Les vignerons mosellans sont furieux : on trouve davantage de vins étrangers que de la Moselle au sein même du pavillon luxembourgeois de l’Exposition universelle de Dubai.
Stupeur. Sur les réseaux sociaux, vendredi, les vignerons partagent en masse les photos de la carte des vins du Schengen Lounge, le salon du pavillon luxembourgeois à l’Exposition universelle de Dubai. Les clichés ont été pris par leur collègue Luc Duhr (Clos Mon Vieux Moulin, à Ahn), qui se trouve en ce moment sur place.
Que voit-on sur ces clichés? Six vins luxembourgeois et… huit vins étrangers (français, italiens et australiens), sans compter sherry espagnol, le porto ou les cocktails composés sans aucuns ingrédients luxembourgeois. «Nous avons très bien mangé, le pavillon est très joli et très bien fait, malheureusement, quelle déception avec les vins… Il n’y en a que la moitié de luxembourgeois. Pour les bières, c’est la même chose : deux étrangères et de la Bofferding. Et pas de cidre Ramborn non plus, par exemple», détaille le vigneron, dont un pinot blanc se trouve à Dubai.
«Vous croyez qu’on vend des vins italiens dans le pavillon français, vous?
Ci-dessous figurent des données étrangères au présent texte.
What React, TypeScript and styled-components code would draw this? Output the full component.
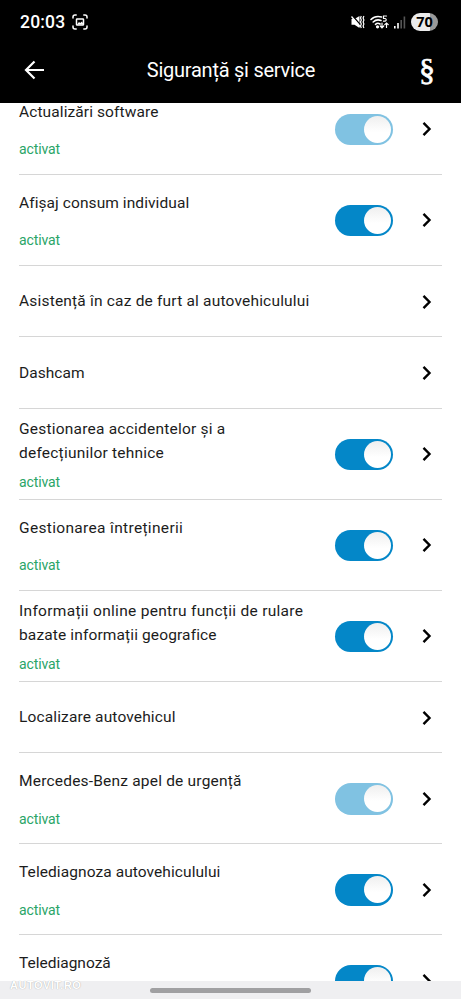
import React from "react";
import styled, { createGlobalStyle } from "styled-components";

const GlobalStyle = createGlobalStyle`
  * { box-sizing: border-box; }
  body { margin: 0; background: #fff; overflow: hidden; }
`;

const Screen = styled.div`
  width: 461px;
  height: 999px;
  display: flex;
  flex-direction: column;
  overflow: hidden;
  background: #fff;
  font-family: Roboto, "Liberation Sans", sans-serif;
`;

const Header = styled.header`
  flex: none;
  height: 103px;
  background: #000;
  color: #fff;
`;

const StatusBar = styled.div`
  height: 44px;
  padding: 0 23px 0 20px;
  display: flex;
  align-items: center;
  justify-content: space-between;
`;

const StatusGroup = styled.div<{ $gap: number }>`
  display: flex;
  align-items: center;
  gap: ${(p) => p.$gap}px;
`;

const Clock = styled.span`
  font-size: 17.5px;
  font-weight: 500;
  line-height: 20px;
  letter-spacing: 0.2px;
`;

const Battery = styled.span`
  width: 27px;
  height: 18px;
  border-radius: 9px;
  background: linear-gradient(90deg, #ececec 70%, #999 70%);
  color: #000;
  font-family: "Open Sans", Roboto, sans-serif;
  font-size: 14.5px;
  font-weight: 700;
  line-height: 18px;
  text-align: center;
`;

const TitleBar = styled.div`
  height: 52px;
  padding: 0 25px 0 24px;
  display: grid;
  grid-template-columns: 38px 1fr 36px;
  align-items: center;
`;

const Title = styled.h1`
  margin: 0;
  font-size: 20px;
  font-weight: 400;
  line-height: 26px;
  letter-spacing: -0.25px;
  text-align: center;
  white-space: nowrap;
`;

const Section = styled.span`
  font-family: "Liberation Serif", serif;
  font-size: 32px;
  line-height: 36px;
  text-align: right;
  padding-right: 1px;
  -webkit-text-stroke: 0.7px #fff;
`;

const List = styled.main`
  flex: 1;
  min-height: 0;
  overflow: hidden;
  padding: 0 19px;
`;

const Rows = styled.div`
  margin-top: -19.5px;
`;

const Row = styled.div<{ $short: boolean }>`
  height: ${(p) => (p.$short ? 71.5 : 91)}px;
  padding-top: 1.5px;
  border-bottom: 1px solid #d6d6d6;
  display: flex;
  align-items: center;
`;

const Copy = styled.div<{ $gap: number; $tall: boolean }>`
  flex: 1;
  min-height: ${(p) => (p.$tall ? 59.5 : 0)}px;
  display: flex;
  flex-direction: column;
  gap: ${(p) => p.$gap}px;
`;

const Line = styled.span<{ $spacing: number }>`
  display: block;
  color: #1c1c1c;
  font-size: 15.5px;
  line-height: 24.5px;
  letter-spacing: ${(p) => p.$spacing}px;
  white-space: nowrap;
`;

const Status = styled.span`
  margin: -1px 0 1px;
  color: #2aa567;
  font-size: 14px;
  line-height: 18px;
  letter-spacing: -0.1px;
`;

const Toggle = styled.span<{ $dim?: boolean }>`
  flex: none;
  width: 58px;
  height: 31.5px;
  padding: 2px;
  border-radius: 16px;
  background: ${(p) => (p.$dim ? "#80c2e2" : "#0487c8")};
  display: flex;
  align-items: center;
  justify-content: flex-end;
`;

const Knob = styled.span`
  width: 27px;
  height: 27px;
  border-radius: 50%;
  background: linear-gradient(#efefef, #fff 60%);
`;

const Chevron = styled.svg`
  flex: none;
  display: block;
  width: 12px;
  height: 16px;
  margin: 0 10px 0 27px;
`;

const NavBar = styled.footer`
  flex: none;
  height: 18px;
  padding: 0 150px 0 10px;
  display: flex;
  align-items: center;
  justify-content: space-between;
  background: #efeff1;
`;

const Watermark = styled.span`
  margin-top: -10px;
  color: #fff;
  font-family: "Liberation Sans", sans-serif;
  font-size: 11px;
  font-weight: 700;
  line-height: 14px;
  letter-spacing: 0.5px;
  text-shadow: 0 0 1px #999;
`;

const Handle = styled.span`
  width: 161px;
  height: 5px;
  border-radius: 3px;
  background: #a0a0a2;
`;

type TextLine = { text: string; spacing: number };
type Item = { lines: TextLine[]; state?: "on" | "locked"; status?: string };

const items: Item[] = [
  { lines: [{ text: "Actualizări software", spacing: 0.1 }], state: "locked", status: "activat" },
  { lines: [{ text: "Afișaj consum individual", spacing: 0.08 }], state: "on", status: "activat" },
  { lines: [{ text: "Asistență în caz de furt al autovehiculului", spacing: 0.19 }] },
  { lines: [{ text: "Dashcam", spacing: 0.05 }] },
  {
    lines: [
      { text: "Gestionarea accidentelor și a", spacing: 0.22 },
      { text: "defecțiunilor tehnice", spacing: 0.22 },
    ],
    state: "on",
    status: "activat",
  },
  { lines: [{ text: "Gestionarea întreținerii", spacing: 0.33 }], state: "on", status: "activat" },
  {
    lines: [
      { text: "Informații online pentru funcții de rulare", spacing: 0.3 },
      { text: "bazate informații geografice", spacing: 0.13 },
    ],
    state: "on",
    status: "activat",
  },
  { lines: [{ text: "Localizare autovehicul", spacing: 0.14 }] },
  { lines: [{ text: "Mercedes-Benz apel de urgență", spacing: 0.2 }], state: "locked", status: "activat" },
  { lines: [{ text: "Telediagnoza autovehiculului", spacing: 0.08 }], state: "on", status: "activat" },
  { lines: [{ text: "Telediagnoză", spacing: 0 }], state: "on" },
];

function CaptureIcon() {
  return (
    <svg width="16" height="16" viewBox="0 0 16 16" fill="none" stroke="#fff" strokeWidth="1.5" strokeLinecap="round">
      <path d="M1 4V3a2 2 0 0 1 2-2h1.200M11.800 1H13a2 2 0 0 1 2 2v1M15 12v1a2 2 0 0 1-2 2h-1.200M4.200 15H3a2 2 0 0 1-2-2v-1" />
      <rect x="4.500" y="5" width="7" height="6" rx="0.600" />
      <path d="m5 10.500 2-2.500 1.200 1L10 7.500l1.500 3z" fill="#fff" stroke="none" />
    </svg>
  );
}

function MuteIcon() {
  return (
    <svg width="14" height="14" viewBox="0 0 14 14" fill="none">
      <path d="M0.500 4h3L8.500 1v12L3.500 9.800h-3z" fill="#fff" />
      <path d="M1.200 0.500 10.500 11" stroke="#000" strokeWidth="1.300" />
      <path d="M0.500 1.500 9 11.500" stroke="#fff" strokeWidth="1.300" />
      <path d="m10.300 1-.8 2 .8 2-.8 2 .8 2-.8 2 .8 2M12.900 1l-.8 2 .8 2-.8 2 .8 2-.8 2 .8 2" stroke="#fff" strokeWidth="1.200" />
    </svg>
  );
}

function WifiIcon() {
  return (
    <svg width="19" height="14" viewBox="0 0 19 14" fill="none" stroke="#fff" strokeWidth="1.600" strokeLinecap="round">
      <path d="M1 4.500C4 1.500 8 1 11.500 2M3.200 7C5.500 4.800 8.500 4.500 11 5.500M5.500 9.300c1.500-1.300 3-1.300 4.500-.3" />
      <circle cx="7.500" cy="11.800" r="0.800" fill="#fff" />
      <path d="M16.500 1h-3v2.500h1.700a1.400 1.400 0 0 1 0 2.700h-1.700" strokeWidth="1.200" />
      <path d="M12 8v4.500m-1.700-1.500 1.700 1.800 1.700-1.800M16.500 12.500V8m-1.700 1.700L16.500 8l1.700 1.700" strokeWidth="1.200" />
    </svg>
  );
}

function SignalIcon() {
  return (
    <svg width="12" height="13" viewBox="0 0 12 13">
      <rect x="0" y="10" width="1.600" height="2.500" fill="#fff" />
      <rect x="3.200" y="7" width="1.600" height="5.500" fill="#fff" />
      <rect x="6.400" y="4" width="1.600" height="8.500" fill="#555" />
      <rect x="9.600" y="0.500" width="1.600" height="12" fill="#555" />
    </svg>
  );
}

function ItemRow({ item }: { item: Item }) {
  return (
    <Row $short={!item.state}>
      <Copy $gap={item.lines.length > 1 ? 8 : 17} $tall={!!item.state}>
        <div>
          {item.lines.map((line) => (
            <Line key={line.text} $spacing={line.spacing}>{line.text}</Line>
          ))}
        </div>
        {item.status && <Status>{item.status}</Status>}
      </Copy>
      {item.state && (
        <Toggle $dim={item.state === "locked"}>
          <Knob />
        </Toggle>
      )}
      <Chevron viewBox="0 0 12 16" fill="none" stroke="#000" strokeWidth="2.400">
        <path d="m3.500 1.900 6 6.100-6 6.100" />
      </Chevron>
    </Row>
  );
}

export default function App() {
  return (
    <Screen>
      <GlobalStyle />
      <Header>
        <StatusBar>
          <StatusGroup $gap={7}>
            <Clock>20:03</Clock>
            <CaptureIcon />
          </StatusGroup>
          <StatusGroup $gap={5}>
            <MuteIcon />
            <WifiIcon />
            <SignalIcon />
            <Battery>70</Battery>
          </StatusGroup>
        </StatusBar>
        <TitleBar>
          <svg width="21" height="20" viewBox="0 0 21 20" fill="none" stroke="#fff" strokeWidth="2.200">
            <path d="M20 10H2.500M10.500 1.500 2 10l8.500 8.500" />
          </svg>
          <Title>Siguranță și service</Title>
          <Section>§</Section>
        </TitleBar>
      </Header>
      <List>
        <Rows>
          {items.map((item) => (
            <ItemRow key={item.lines[0].text} item={item} />
          ))}
        </Rows>
      </List>
      <NavBar>
        <Watermark>AUTOVIT.RO</Watermark>
        <Handle />
      </NavBar>
    </Screen>
  );
}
Moi, je ne crois pas», lâche Pit Pundel (Pundel Vins Purs, à Wormeldange-Haut), remonté. «Quand je vois que mon crémant se retrouve en concurrence avec un prosecco italien et deux champagnes français, ça me met en colère. Je me fous de toutes les excuses que l’on pourra me donner : ce pavillon a coûté 32 millions d’euros et on n’est même pas capable d’y faire une promotion convenable de nos vins!»
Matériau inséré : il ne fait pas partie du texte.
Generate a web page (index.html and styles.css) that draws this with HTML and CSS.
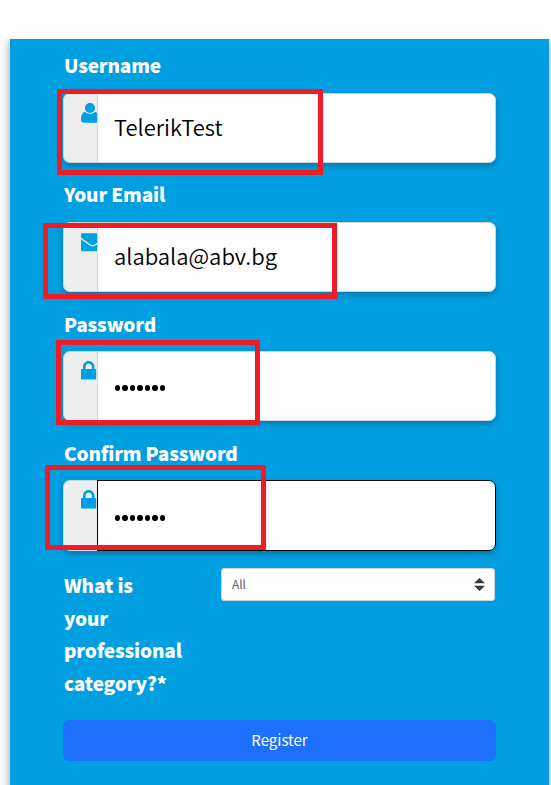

Cette concurrence jamais annoncée fâche? Les prix arrivent en deuxième lame. Les vins luxembourgeois sont tous à 60 dirhams émiriens le verre, soit 14,30 euros. Bien plus cher que n’importe quelle bouteille achetée au domaine. La bouteille, parlons-en, est cédée contre 280 dirhams, soit 66,60 euros. Certes, il faut comptabiliser les coûts induits par le transport et les douanes, mais la marge doit être sympathique.
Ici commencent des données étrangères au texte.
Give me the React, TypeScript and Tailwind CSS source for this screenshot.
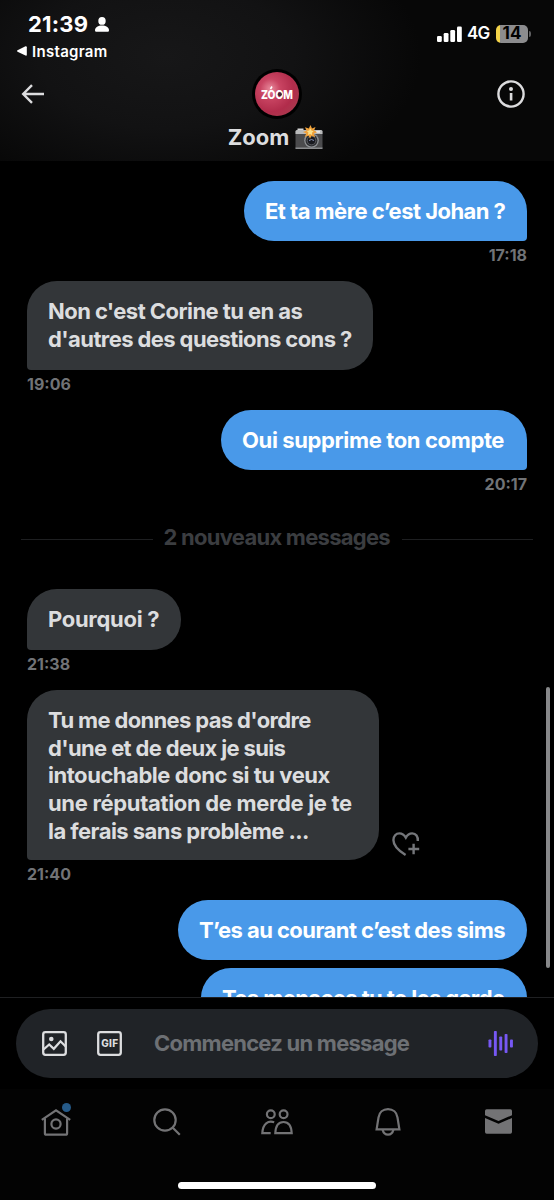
type Line = { text: string; tracking: string };

type Message = {
  id: number;
  mine: boolean;
  size: string;
  corner: string;
  lines: Line[];
  time?: string;
  reaction?: boolean;
};

const oldMessages: Message[] = [
  {
    id: 1,
    mine: true,
    size: 'w-[283px] h-[60px]',
    corner: 'rounded-br-[4px]',
    lines: [{ text: 'Et ta mère c’est Johan ?', tracking: 'tracking-[-0.54px]' }],
    time: '17:18',
  },
  {
    id: 2,
    mine: false,
    size: 'w-[346px] h-[89px]',
    corner: 'rounded-bl-[4px]',
    lines: [
      { text: "Non c'est Corine tu en as", tracking: 'tracking-[-0.56px]' },
      { text: "d'autres des questions cons ?", tracking: 'tracking-[-0.6px]' },
    ],
    time: '19:06',
  },
  {
    id: 3,
    mine: true,
    size: 'w-[306px] h-[60px]',
    corner: 'rounded-br-[4px]',
    lines: [{ text: 'Oui supprime ton compte', tracking: 'tracking-[-0.37px]' }],
    time: '20:17',
  },
];

const newMessages: Message[] = [
  {
    id: 4,
    mine: false,
    size: 'w-[154px] h-[61px]',
    corner: 'rounded-bl-[4px]',
    lines: [{ text: 'Pourquoi ?', tracking: 'tracking-[-0.3px]' }],
    time: '21:38',
  },
  {
    id: 5,
    mine: false,
    size: 'w-[352px] h-[170px]',
    corner: 'rounded-bl-[4px]',
    lines: [
      { text: "Tu me donnes pas d'ordre", tracking: 'tracking-[-0.65px]' },
      { text: "d'une et de deux je suis", tracking: 'tracking-[-0.65px]' },
      { text: 'intouchable donc si tu veux', tracking: 'tracking-[-0.46px]' },
      { text: 'une réputation de merde je te', tracking: 'tracking-[-0.33px]' },
      { text: 'la ferais sans problème ...', tracking: 'tracking-[-0.55px]' },
    ],
    time: '21:40',
    reaction: true,
  },
  {
    id: 6,
    mine: true,
    size: 'w-[349px] h-[60px] mb-2',
    corner: '',
    lines: [{ text: 'T’es au courant c’est des sims', tracking: 'tracking-[-0.56px]' }],
  },
  {
    id: 7,
    mine: true,
    size: 'w-[326px] h-[60px]',
    corner: 'rounded-br-[4px]',
    lines: [{ text: 'Tes menaces tu te les garde', tracking: 'tracking-[-0.6px]' }],
  },
];

function HeartPlus() {
  return (
    <svg width="28" height="25" viewBox="0 0 28 25" fill="none" stroke="#74767a" strokeWidth="2.4">
      <path d="M13.6 23C5.5 18 1.4 13.2 1.4 8C1.4 4 4 1.4 7.4 1.4C10.2 1.4 12.3 3 13.8 5.6C15.2 3 17.3 1.4 20.2 1.4C23.9 1.4 26.2 4.4 25.8 9" />
      <path d="M21.6 11.8v10.4M16.4 17h10.8" />
    </svg>
  );
}

function MessageRow({ message }: { message: Message }) {
  return (
    <div className={`flex flex-col ${message.mine ? 'items-end' : 'items-start'}`}>
      <div className="flex items-end">
        <div
          className={`rounded-[30px] px-[21px] pt-[17px] text-[22px] font-bold leading-[27.7px] ${message.size} ${message.corner} ${
            message.mine ? 'bg-[#4999e9] text-white' : 'bg-[#333639] text-[#dcdddf]'
          }`}
        >
          {message.lines.map((line) => (
            <p key={line.text} className={`whitespace-nowrap ${line.tracking}`}>
              {line.text}
            </p>
          ))}
        </div>
        {message.reaction && (
          <div className="mb-[3px] ml-[13px]">
            <HeartPlus />
          </div>
        )}
      </div>
      {message.time && (
        <div className="h-10 pt-1 text-[16px] font-bold leading-5 text-[#717376]">{message.time}</div>
      )}
    </div>
  );
}

function StatusBar() {
  return (
    <div className="flex h-16 justify-between text-white">
      <div className="pl-[17px] pt-[11px]">
        <div className="flex h-[26px] items-center gap-[7px] pl-[11px]">
          <span className="text-[22px] font-bold leading-none tracking-[0.2px]">21:39</span>
          <svg width="14" height="15" viewBox="0 0 14 15" fill="#fff">
            <ellipse cx="7" cy="3.9" rx="3.7" ry="3.9" />
            <path d="M0 13.2C0 10.6 3.2 8.6 7 8.6s7 2 7 4.600c0 1.200-.6 1.600-1.600 1.600H1.600C.6 14.800 0 14.400 0 13.200z" />
          </svg>
        </div>
        <div className="flex h-7 items-center gap-[5px]">
          <svg width="10" height="10" viewBox="0 0 10 10" fill="#fff">
            <path d="M.5 4.300L8.500.3Q9.800 0 9.800 1.200V8.800Q9.800 10 8.500 9.600L.5 5.700Q-.4 5 .5 4.300z" />
          </svg>
          <span className="text-[15px] font-semibold leading-none tracking-[0.3px]">Instagram</span>
        </div>
      </div>

      <div className="flex h-[67px] items-center pr-[23px]">
        <svg width="25" height="16" viewBox="0 0 25 16" fill="#fff">
          <rect x="0" y="10" width="4.800" height="6" rx="1.300" />
          <rect x="6.700" y="7" width="4.800" height="9" rx="1.300" />
          <rect x="13.300" y="4" width="4.800" height="12" rx="1.300" />
          <rect x="20" y="0.500" width="4.800" height="15.500" rx="1.300" />
        </svg>
        <span className="ml-[5px] w-[29px] text-[17px] font-semibold leading-none tracking-[-0.8px]">4G</span>
        <div className="flex h-[18px] w-8 items-center justify-center rounded-[5px] bg-[linear-gradient(90deg,#f3d34a_0_4.5px,#8c8c8e_4.5px)] text-[17px] font-bold leading-none tracking-[0.2px] text-black">
          14
        </div>
        <div className="ml-px h-[6px] w-[2px] rounded-r-full bg-[#5f5f61]" />
      </div>
    </div>
  );
}

function Avatar() {
  return (
    <svg width="50" height="50" viewBox="0 0 50 50">
      <defs>
        <radialGradient id="ball" cx="0.35" cy="0.38" r="0.75">
          <stop offset="0" stopColor="#e88a9c" />
          <stop offset="0.3" stopColor="#c94462" />
          <stop offset="0.7" stopColor="#b12c4b" />
          <stop offset="1" stopColor="#a83a4e" />
        </radialGradient>
      </defs>
      <circle cx="25" cy="25" r="25" fill="#000" />
      <circle cx="25" cy="25" r="22" fill="url(#ball)" />
      <text
        x="25"
        y="29.500"
        textAnchor="middle"
        textLength="32"
        lengthAdjust="spacingAndGlyphs"
        fontFamily="Inter, sans-serif"
        fontSize="12"
        fontWeight="800"
        fill="#fff"
      >
        ZOOM
      </text>
      <circle cx="27.900" cy="25.200" r="2" fill="#3b2630" />
      <path d="M18.500 20l1.500-2.500" stroke="#fff" strokeWidth="1.500" />
    </svg>
  );
}

function CameraFlash() {
  return (
    <svg width="28" height="25" viewBox="0 0 28 25">
      <path d="M2.500 3.500h6v3h-6z" fill="#d6d6d6" />
      <rect x="0.500" y="5" width="27" height="19" rx="1.500" fill="#4b4b4d" />
      <path d="M.5 9V6.500Q.5 5 2 5h24q1.500 0 1.500 1.500V9z" fill="#b9babb" />
      <path d="M.5 22.500h27V24H.5z" fill="#8b8c8e" />
      <path d="M21 5.800h4v2h-4z" fill="#e8e8e8" />
      <circle cx="16.500" cy="15.500" r="7.300" fill="#8f9296" />
      <circle cx="16.500" cy="15.500" r="6" fill="#2c2d30" />
      <circle cx="16.500" cy="15.500" r="4.300" fill="#18191f" stroke="#64666b" strokeWidth="0.800" />
      <path d="M14 15.500q2.500-2 5 0" stroke="#8792b5" fill="none" />
      <path d="M15.500 0l1.500 3.400L20.500 2l-1.400 3.500 3 1.800-3.300 1.200 1.400 3.700-3.700-1.400L15 13.800l-1.500-3.300-3.800 1.500 1.600-3.500L8 7l3.500-1.200L10 2.200l3.800 1.400z" fill="#f0a13a" />
      <path d="M15.400 3.300l1 2.200 2.200.7-1.700 1.600.2 2.100-2-1-2.200 1 .5-2.300-1.600-1.500 2.300-.5z" fill="#fbe08a" />
    </svg>
  );
}

function Header() {
  return (
    <header className="h-[161px] shrink-0 bg-[#070707] bg-[radial-gradient(ellipse_46%_90%_at_30%_35%,#171718_0%,#121213_50%,#070707_100%)]">
      <StatusBar />
      <div className="grid h-[59px] grid-cols-[1fr_50px_1fr] items-center pl-[21px] pr-[29px]">
        <svg width="28" height="20" viewBox="0 0 28 20" fill="none" stroke="#dcdcde" strokeWidth="2.400">
          <path d="M23 10H2.500M11 1.200L2.200 10l8.800 8.800" />
        </svg>
        <div className="ml-1 w-[50px]">
          <Avatar />
        </div>
        <svg className="justify-self-end" width="28" height="28" viewBox="0 0 28 28">
          <circle cx="14" cy="14" r="12.600" fill="none" stroke="#dcdcde" strokeWidth="2.400" />
          <circle cx="14" cy="9" r="2" fill="#dcdcde" />
          <path d="M12.800 13h2.600v7.500h-2.600z" fill="#dcdcde" />
        </svg>
      </div>
      <div className="flex h-7 items-center justify-center gap-[6px] pr-[3px]">
        <h1 className="text-[22px] font-bold leading-none text-[#dcdddf]">Zoom</h1>
        <CameraFlash />
      </div>
    </header>
  );
}

function Composer() {
  return (
    <div className="h-[92px] shrink-0 border-t border-[#1f2022] bg-black px-4 pt-[11px]">
      <div className="flex h-[69px] items-center rounded-full bg-[#202327] pl-[26px] pr-6">
        <svg width="25" height="25" viewBox="0 0 25 25" fill="none" stroke="#dcdddf" strokeWidth="2.300">
          <rect x="1.200" y="1.200" width="22.600" height="22.600" rx="2.200" />
          <circle cx="9.300" cy="8" r="2.300" fill="#dcdddf" stroke="none" />
          <path d="M1.500 18.500l5.700-5 4.600 4.300 6.700-7.500 5.500 5.500" />
        </svg>
        <svg className="ml-[30px]" width="25" height="25" viewBox="0 0 25 25">
          <rect x="1.200" y="1.200" width="22.600" height="22.600" rx="2.200" fill="none" stroke="#dcdddf" strokeWidth="2.300" />
          <text
            x="12.700"
            y="16"
            textAnchor="middle"
            textLength="17"
            fontFamily="Inter, sans-serif"
            fontSize="10"
            fontWeight="800"
            fill="#dcdddf"
          >
            GIF
          </text>
        </svg>
        <span className="mb-[2px] ml-8 flex-1 whitespace-nowrap text-[22px] font-bold leading-none tracking-[-0.76px] text-[#6d7074]">
          Commencez un message
        </span>
        <svg width="26" height="25" viewBox="0 0 26 25" fill="#7758f4">
          <rect x="0.500" y="8.500" width="2.900" height="8" rx="0.800" />
          <rect x="5.900" y="0" width="2.900" height="25" rx="0.800" />
          <rect x="11.300" y="5.500" width="2.900" height="14" rx="0.800" />
          <rect x="16.600" y="3" width="2.900" height="19" rx="0.800" />
          <rect x="22" y="8.500" width="2.900" height="8" rx="0.800" />
        </svg>
      </div>
    </div>
  );
}

function TabBar() {
  return (
    <nav className="h-[111px] shrink-0 bg-[#030303]">
      <div className="grid h-[65px] grid-cols-5 place-items-center pl-px">
        {/* Home */}
        <div className="relative">
          <svg width="30" height="28" viewBox="0 0 30 28" fill="none" stroke="#737375" strokeWidth="2.200">
            <path d="M.8 11.800L15 2.400l14.200 9.400" />
            <path d="M3.900 10.200v15q0 1.500 1.500 1.500h19.200q1.500 0 1.500-1.500v-15" />
            <circle cx="15" cy="16" r="4.600" />
          </svg>
          <span className="absolute -top-[5px] right-0 h-[9px] w-[9px] rounded-full bg-[#265a88]" />
        </div>
        {/* Search */}
        <svg width="28" height="28" viewBox="0 0 28 28" fill="none" stroke="#737375" strokeWidth="2.200">
          <circle cx="12" cy="12" r="10.700" />
          <path d="M19.500 19.500l7.300 7.300" />
        </svg>
        {/* Communities */}
        <svg width="32" height="26" viewBox="0 0 32 26" fill="none" stroke="#737375" strokeWidth="2.200">
          <circle cx="9.800" cy="5.300" r="3.900" />
          <circle cx="22.600" cy="5.300" r="3.900" />
          <path d="M13.200 13.200C7.200 11.200 1.800 14.500 1.300 24.200h8.400" />
          <path d="M14.300 24.200C14.600 17 17.600 13 22.500 13s7.900 4 8.200 11.200z" />
        </svg>
        {/* Notifications */}
        <svg width="26" height="28" viewBox="0 0 26 28" fill="none" stroke="#737375" strokeWidth="2.200">
          <path d="M1.600 21.400L3.500 9.500C4.200 4.400 8 1.200 13 1.200s8.800 3.200 9.500 8.300l1.900 11.900z" />
          <path d="M7.600 21.800c.7 3 2.700 4.900 5.400 4.900s4.700-1.900 5.400-4.900" />
        </svg>
        {/* Messages */}
        <svg width="27" height="25" viewBox="0 0 27 25" fill="#737375">
          <path d="M0 6.200V2Q0 .3 1.700.3h23.600Q27 .3 27 2v4.200L13.500 12z" />
          <path d="M0 9l13.500 5.800L27 9v14q0 1.700-1.700 1.700H1.700Q0 24.700 0 23z" />
        </svg>
      </div>
      <div className="mx-auto mt-7 h-[7px] w-[198px] rounded-full bg-white" />
    </nav>
  );
}

export default function App() {
  return (
    <div className="flex h-[1200px] w-[554px] flex-col overflow-hidden bg-black font-['Inter',sans-serif]">
      <Header />

      <main className="relative min-h-0 flex-1 overflow-hidden px-[27px] pt-5">
        {oldMessages.map((message) => (
          <MessageRow key={message.id} message={message} />
        ))}

        {/* Unread separator */}
        <div className="-mx-[6px] mb-[21px] flex h-[58px] items-center">
          <div className="h-px flex-1 bg-[#1e1f21]" />
          <span className="mx-[11px] -mt-[5px] w-[227px] whitespace-nowrap text-[22px] font-bold leading-7 tracking-[-0.74px] text-[#3b3d40]">
            2 nouveaux messages
          </span>
          <div className="h-px flex-1 bg-[#1e1f21]" />
        </div>

        {newMessages.map((message) => (
          <MessageRow key={message.id} message={message} />
        ))}

        {/* Scroll thumb */}
        <div className="absolute right-1 top-[526px] h-[281px] w-1 rounded-full bg-[#87888a]" />
      </main>

      <Composer />
      <TabBar />
    </div>
  );
}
Pour les vignerons, c’est d’autant plus douloureux que les vins étrangers sont beaucoup moins chers (à l’exception des champagnes Moët et Chandon et Veuve Clicquot à 190 euros le flacon) : 38 dirhams le verre (9 euros) et 175 ou 195 dirhams la bouteille (41,60 ou 46,40 euros). On se demande quel sera le succès de l’excellent pinot gris Puits d’or, du domaine Mme Aly-Duhr, qui se retrouve face à un pinot grigio italien médiocre 40 % moins cher, un produit sans âme vendu sur tous les continents.
Stipulé dans le contrat
Il y a une explication, forcément, mais elle n’est ni audible ni compréhensible du point de vue des Mosellans. C’est le directeur de l’Institut viti-vinicole Roby Ley, très surpris lui aussi par la situation, qui la révèle : «Je ne savais pas du tout que l’on trouvait des vins étrangers sur cette carte, j’ai été aussi étonné que les vignerons, souligne-t-il. J’ai appelé Maggy Nagel (NDLR : la commissaire chargée du pavillon luxembourgeois à l’Exposition universelle) pour en savoir plus et elle m’a expliqué que le Schengen Lounge était géré par une chaîne d’hôtels locale qui avait imposé dans le contrat de vendre les vins de sa propre cave.»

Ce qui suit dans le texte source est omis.